WORK INSTRUCTIONS:
Without the pictures, copy all the entries below exactly.

═══ GIVEN RECORDS ═══

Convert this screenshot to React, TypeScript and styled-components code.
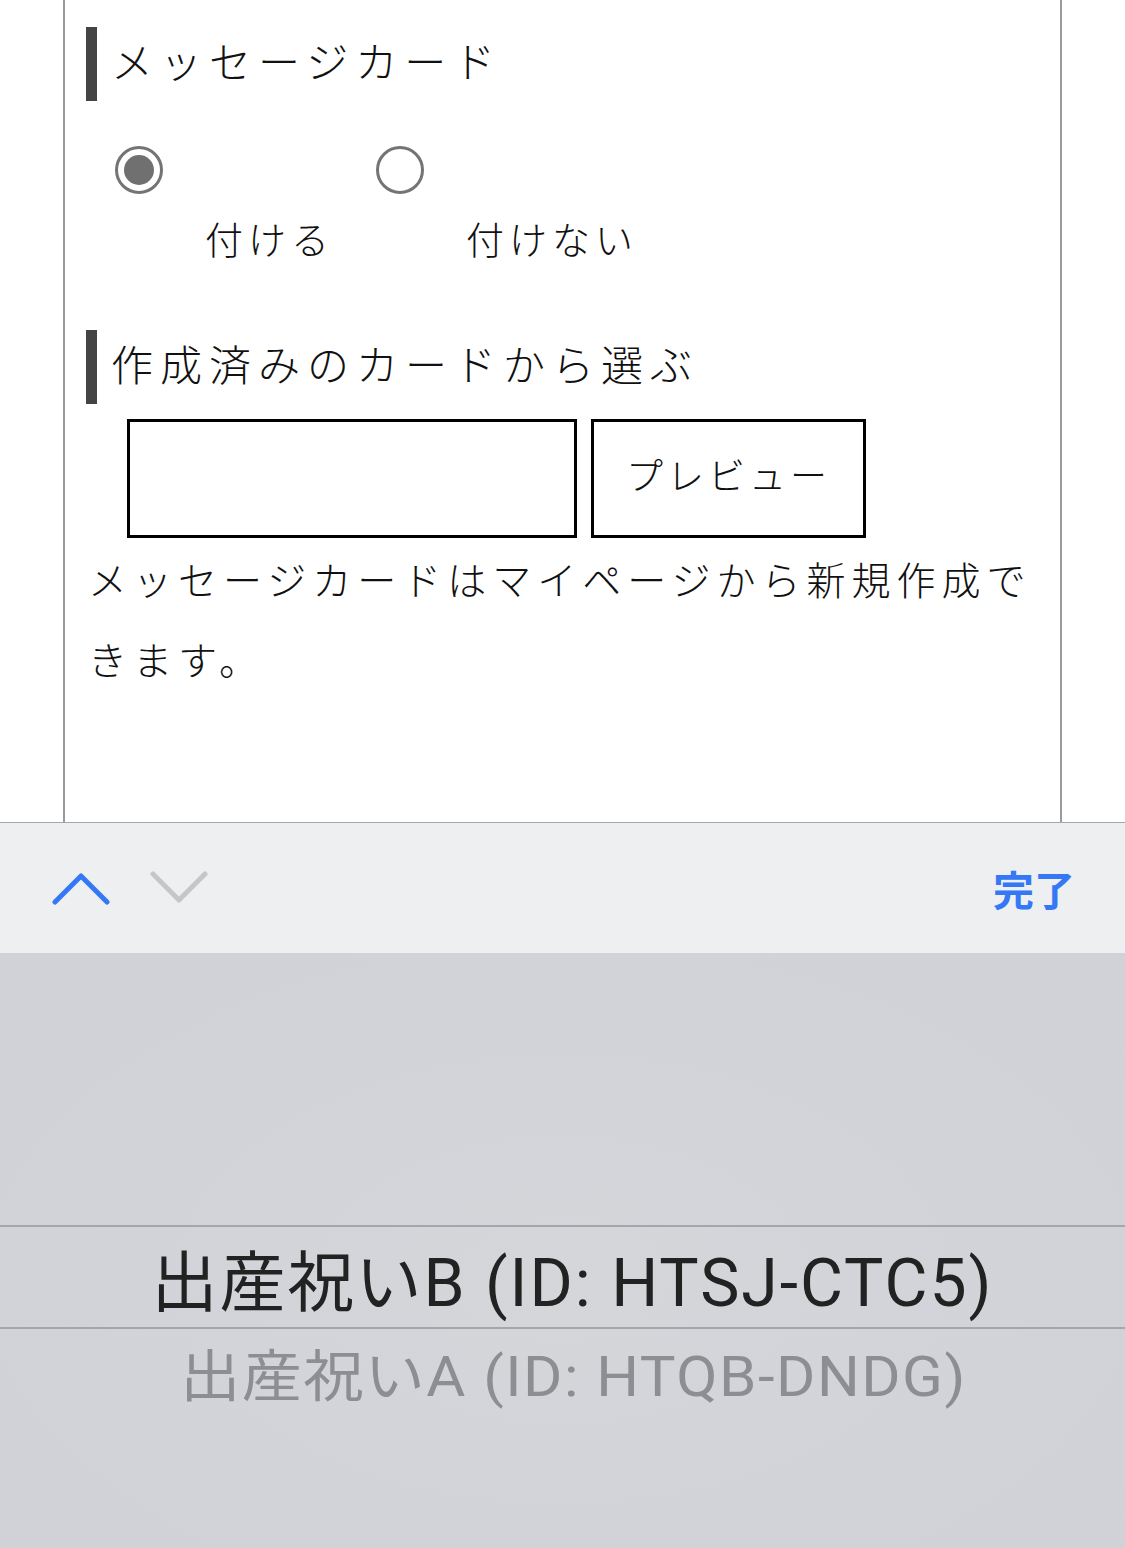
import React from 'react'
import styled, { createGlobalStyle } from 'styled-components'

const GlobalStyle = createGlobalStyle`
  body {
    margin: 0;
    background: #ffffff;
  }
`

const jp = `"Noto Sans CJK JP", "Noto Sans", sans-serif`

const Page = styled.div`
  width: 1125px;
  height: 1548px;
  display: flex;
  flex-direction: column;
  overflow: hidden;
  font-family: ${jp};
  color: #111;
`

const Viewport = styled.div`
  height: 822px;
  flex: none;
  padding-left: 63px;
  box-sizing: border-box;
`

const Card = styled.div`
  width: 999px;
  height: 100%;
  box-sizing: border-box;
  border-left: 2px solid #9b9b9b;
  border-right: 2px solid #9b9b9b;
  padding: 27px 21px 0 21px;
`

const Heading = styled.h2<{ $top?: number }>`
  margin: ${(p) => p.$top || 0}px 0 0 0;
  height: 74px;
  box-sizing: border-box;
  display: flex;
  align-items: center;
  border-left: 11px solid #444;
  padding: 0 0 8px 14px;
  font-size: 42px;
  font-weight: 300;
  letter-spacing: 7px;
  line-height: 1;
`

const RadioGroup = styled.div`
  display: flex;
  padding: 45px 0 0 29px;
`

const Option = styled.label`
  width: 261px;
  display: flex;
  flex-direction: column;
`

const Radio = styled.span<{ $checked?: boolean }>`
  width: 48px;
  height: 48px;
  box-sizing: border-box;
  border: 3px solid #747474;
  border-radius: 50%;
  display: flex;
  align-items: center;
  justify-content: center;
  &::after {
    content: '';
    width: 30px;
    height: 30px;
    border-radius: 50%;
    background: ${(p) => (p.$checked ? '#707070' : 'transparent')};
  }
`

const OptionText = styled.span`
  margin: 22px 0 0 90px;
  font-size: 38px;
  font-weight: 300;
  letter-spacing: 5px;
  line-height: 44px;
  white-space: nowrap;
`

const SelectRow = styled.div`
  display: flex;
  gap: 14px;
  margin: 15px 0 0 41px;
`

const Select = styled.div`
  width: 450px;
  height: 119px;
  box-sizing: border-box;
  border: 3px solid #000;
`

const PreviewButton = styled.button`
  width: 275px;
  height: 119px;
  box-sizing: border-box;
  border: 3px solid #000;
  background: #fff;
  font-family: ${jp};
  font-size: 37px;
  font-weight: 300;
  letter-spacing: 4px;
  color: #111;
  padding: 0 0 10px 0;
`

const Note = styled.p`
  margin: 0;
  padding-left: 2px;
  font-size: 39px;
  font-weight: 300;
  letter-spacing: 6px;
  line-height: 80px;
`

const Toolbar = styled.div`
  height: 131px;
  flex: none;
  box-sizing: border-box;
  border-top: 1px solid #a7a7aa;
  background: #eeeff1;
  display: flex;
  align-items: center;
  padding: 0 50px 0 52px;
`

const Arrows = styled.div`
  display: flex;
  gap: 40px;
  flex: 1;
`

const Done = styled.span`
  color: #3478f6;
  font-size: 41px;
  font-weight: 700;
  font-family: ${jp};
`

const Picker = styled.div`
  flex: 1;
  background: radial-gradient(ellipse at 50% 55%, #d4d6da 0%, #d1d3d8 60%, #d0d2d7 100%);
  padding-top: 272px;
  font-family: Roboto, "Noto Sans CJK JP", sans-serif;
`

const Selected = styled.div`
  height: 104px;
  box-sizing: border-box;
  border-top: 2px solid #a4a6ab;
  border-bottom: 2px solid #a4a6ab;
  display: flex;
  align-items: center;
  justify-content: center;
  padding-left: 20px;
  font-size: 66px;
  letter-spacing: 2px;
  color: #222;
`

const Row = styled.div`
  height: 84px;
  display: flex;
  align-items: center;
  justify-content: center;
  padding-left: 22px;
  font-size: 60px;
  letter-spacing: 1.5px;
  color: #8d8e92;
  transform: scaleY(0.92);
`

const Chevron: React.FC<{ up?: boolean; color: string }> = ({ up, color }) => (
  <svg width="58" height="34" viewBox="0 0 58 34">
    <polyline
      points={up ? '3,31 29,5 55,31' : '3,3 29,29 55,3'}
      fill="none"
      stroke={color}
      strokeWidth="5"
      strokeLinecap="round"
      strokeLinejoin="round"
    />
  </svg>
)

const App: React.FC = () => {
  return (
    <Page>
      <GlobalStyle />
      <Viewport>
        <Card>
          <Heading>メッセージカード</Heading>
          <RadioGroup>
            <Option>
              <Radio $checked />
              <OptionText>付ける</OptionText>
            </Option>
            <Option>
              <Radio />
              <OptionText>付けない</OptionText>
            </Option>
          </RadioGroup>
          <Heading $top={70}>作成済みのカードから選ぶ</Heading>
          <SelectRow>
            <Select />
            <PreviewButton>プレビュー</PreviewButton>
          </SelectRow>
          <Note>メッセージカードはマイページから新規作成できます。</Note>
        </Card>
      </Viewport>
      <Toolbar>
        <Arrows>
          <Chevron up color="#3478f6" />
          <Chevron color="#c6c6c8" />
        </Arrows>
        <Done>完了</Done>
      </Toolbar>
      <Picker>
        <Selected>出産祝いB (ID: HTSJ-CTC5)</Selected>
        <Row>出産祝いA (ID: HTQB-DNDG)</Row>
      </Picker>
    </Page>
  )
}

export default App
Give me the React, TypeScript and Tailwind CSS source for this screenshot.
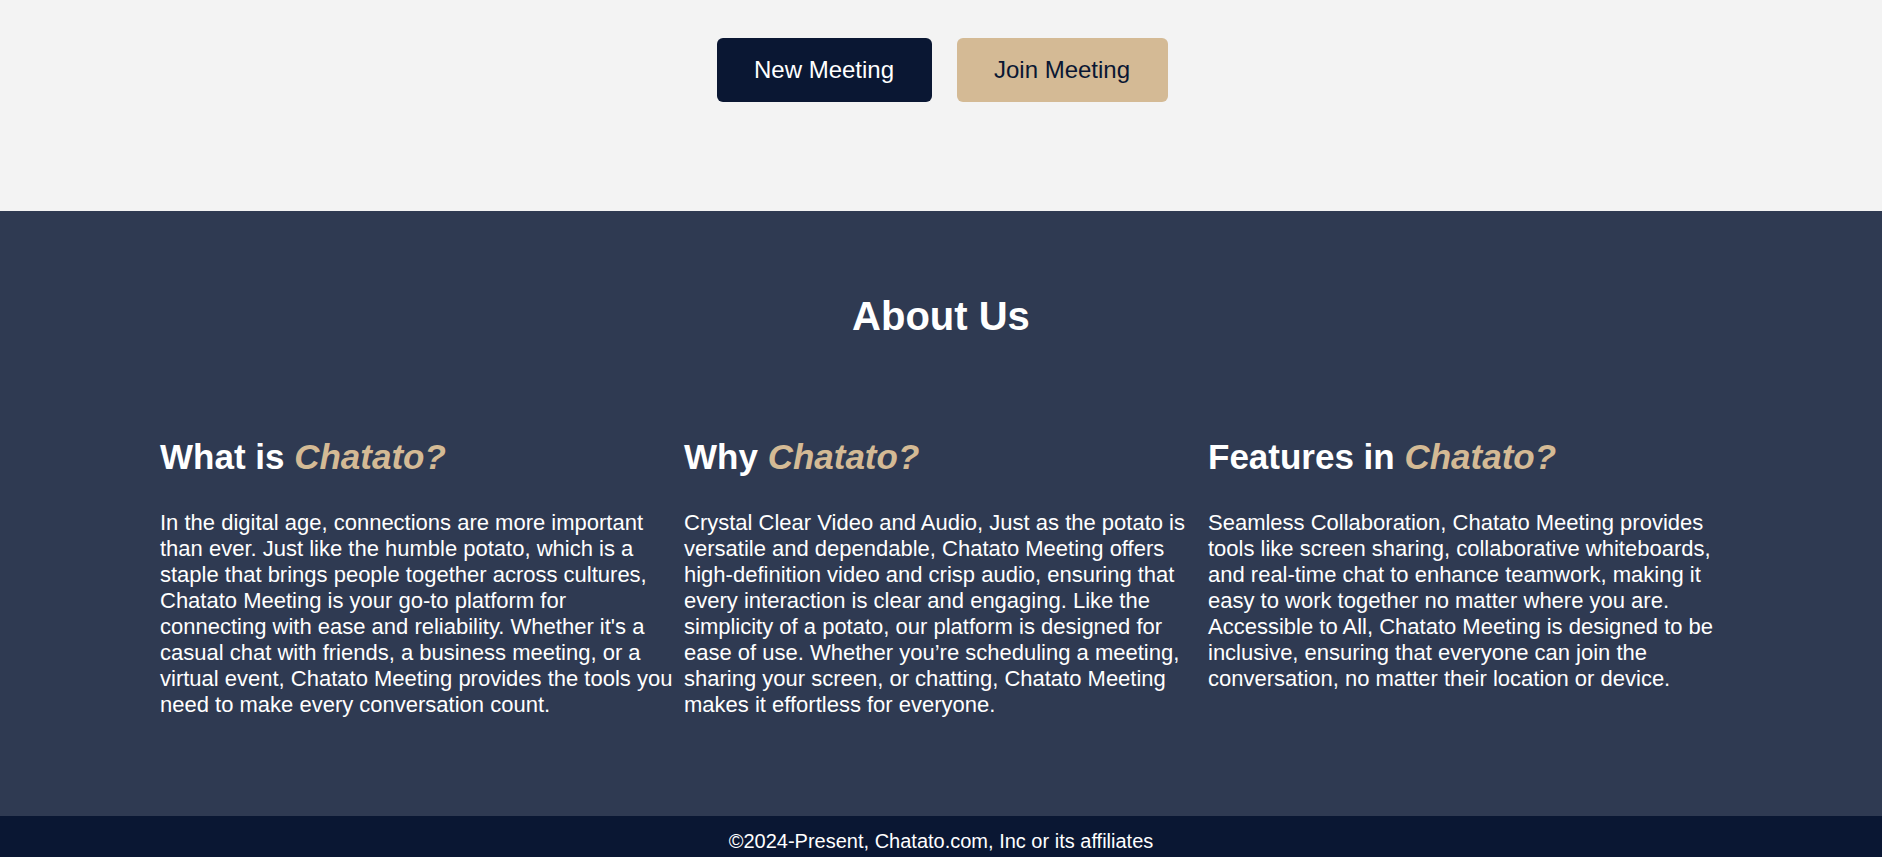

═══

OUTPUT OF THE TASK:
Convert this screenshot to React, TypeScript and styled-components code.
import React from 'react'
import styled, { createGlobalStyle } from 'styled-components'

const GlobalStyle = createGlobalStyle`
  body {
    margin: 0;
    background: #ffffff;
  }
`

const jp = `"Noto Sans CJK JP", "Noto Sans", sans-serif`

const Page = styled.div`
  width: 1125px;
  height: 1548px;
  display: flex;
  flex-direction: column;
  overflow: hidden;
  font-family: ${jp};
  color: #111;
`

const Viewport = styled.div`
  height: 822px;
  flex: none;
  padding-left: 63px;
  box-sizing: border-box;
`

const Card = styled.div`
  width: 999px;
  height: 100%;
  box-sizing: border-box;
  border-left: 2px solid #9b9b9b;
  border-right: 2px solid #9b9b9b;
  padding: 27px 21px 0 21px;
`

const Heading = styled.h2<{ $top?: number }>`
  margin: ${(p) => p.$top || 0}px 0 0 0;
  height: 74px;
  box-sizing: border-box;
  display: flex;
  align-items: center;
  border-left: 11px solid #444;
  padding: 0 0 8px 14px;
  font-size: 42px;
  font-weight: 300;
  letter-spacing: 7px;
  line-height: 1;
`

const RadioGroup = styled.div`
  display: flex;
  padding: 45px 0 0 29px;
`

const Option = styled.label`
  width: 261px;
  display: flex;
  flex-direction: column;
`

const Radio = styled.span<{ $checked?: boolean }>`
  width: 48px;
  height: 48px;
  box-sizing: border-box;
  border: 3px solid #747474;
  border-radius: 50%;
  display: flex;
  align-items: center;
  justify-content: center;
  &::after {
    content: '';
    width: 30px;
    height: 30px;
    border-radius: 50%;
    background: ${(p) => (p.$checked ? '#707070' : 'transparent')};
  }
`

const OptionText = styled.span`
  margin: 22px 0 0 90px;
  font-size: 38px;
  font-weight: 300;
  letter-spacing: 5px;
  line-height: 44px;
  white-space: nowrap;
`

const SelectRow = styled.div`
  display: flex;
  gap: 14px;
  margin: 15px 0 0 41px;
`

const Select = styled.div`
  width: 450px;
  height: 119px;
  box-sizing: border-box;
  border: 3px solid #000;
`

const PreviewButton = styled.button`
  width: 275px;
  height: 119px;
  box-sizing: border-box;
  border: 3px solid #000;
  background: #fff;
  font-family: ${jp};
  font-size: 37px;
  font-weight: 300;
  letter-spacing: 4px;
  color: #111;
  padding: 0 0 10px 0;
`

const Note = styled.p`
  margin: 0;
  padding-left: 2px;
  font-size: 39px;
  font-weight: 300;
  letter-spacing: 6px;
  line-height: 80px;
`

const Toolbar = styled.div`
  height: 131px;
  flex: none;
  box-sizing: border-box;
  border-top: 1px solid #a7a7aa;
  background: #eeeff1;
  display: flex;
  align-items: center;
  padding: 0 50px 0 52px;
`

const Arrows = styled.div`
  display: flex;
  gap: 40px;
  flex: 1;
`

const Done = styled.span`
  color: #3478f6;
  font-size: 41px;
  font-weight: 700;
  font-family: ${jp};
`

const Picker = styled.div`
  flex: 1;
  background: radial-gradient(ellipse at 50% 55%, #d4d6da 0%, #d1d3d8 60%, #d0d2d7 100%);
  padding-top: 272px;
  font-family: Roboto, "Noto Sans CJK JP", sans-serif;
`

const Selected = styled.div`
  height: 104px;
  box-sizing: border-box;
  border-top: 2px solid #a4a6ab;
  border-bottom: 2px solid #a4a6ab;
  display: flex;
  align-items: center;
  justify-content: center;
  padding-left: 20px;
  font-size: 66px;
  letter-spacing: 2px;
  color: #222;
`

const Row = styled.div`
  height: 84px;
  display: flex;
  align-items: center;
  justify-content: center;
  padding-left: 22px;
  font-size: 60px;
  letter-spacing: 1.5px;
  color: #8d8e92;
  transform: scaleY(0.92);
`

const Chevron: React.FC<{ up?: boolean; color: string }> = ({ up, color }) => (
  <svg width="58" height="34" viewBox="0 0 58 34">
    <polyline
      points={up ? '3,31 29,5 55,31' : '3,3 29,29 55,3'}
      fill="none"
      stroke={color}
      strokeWidth="5"
      strokeLinecap="round"
      strokeLinejoin="round"
    />
  </svg>
)

const App: React.FC = () => {
  return (
    <Page>
      <GlobalStyle />
      <Viewport>
        <Card>
          <Heading>メッセージカード</Heading>
          <RadioGroup>
            <Option>
              <Radio $checked />
              <OptionText>付ける</OptionText>
            </Option>
            <Option>
              <Radio />
              <OptionText>付けない</OptionText>
            </Option>
          </RadioGroup>
          <Heading $top={70}>作成済みのカードから選ぶ</Heading>
          <SelectRow>
            <Select />
            <PreviewButton>プレビュー</PreviewButton>
          </SelectRow>
          <Note>メッセージカードはマイページから新規作成できます。</Note>
        </Card>
      </Viewport>
      <Toolbar>
        <Arrows>
          <Chevron up color="#3478f6" />
          <Chevron color="#c6c6c8" />
        </Arrows>
        <Done>完了</Done>
      </Toolbar>
      <Picker>
        <Selected>出産祝いB (ID: HTSJ-CTC5)</Selected>
        <Row>出産祝いA (ID: HTQB-DNDG)</Row>
      </Picker>
    </Page>
  )
}

export default App
Give me the React, TypeScript and Tailwind CSS source for this screenshot.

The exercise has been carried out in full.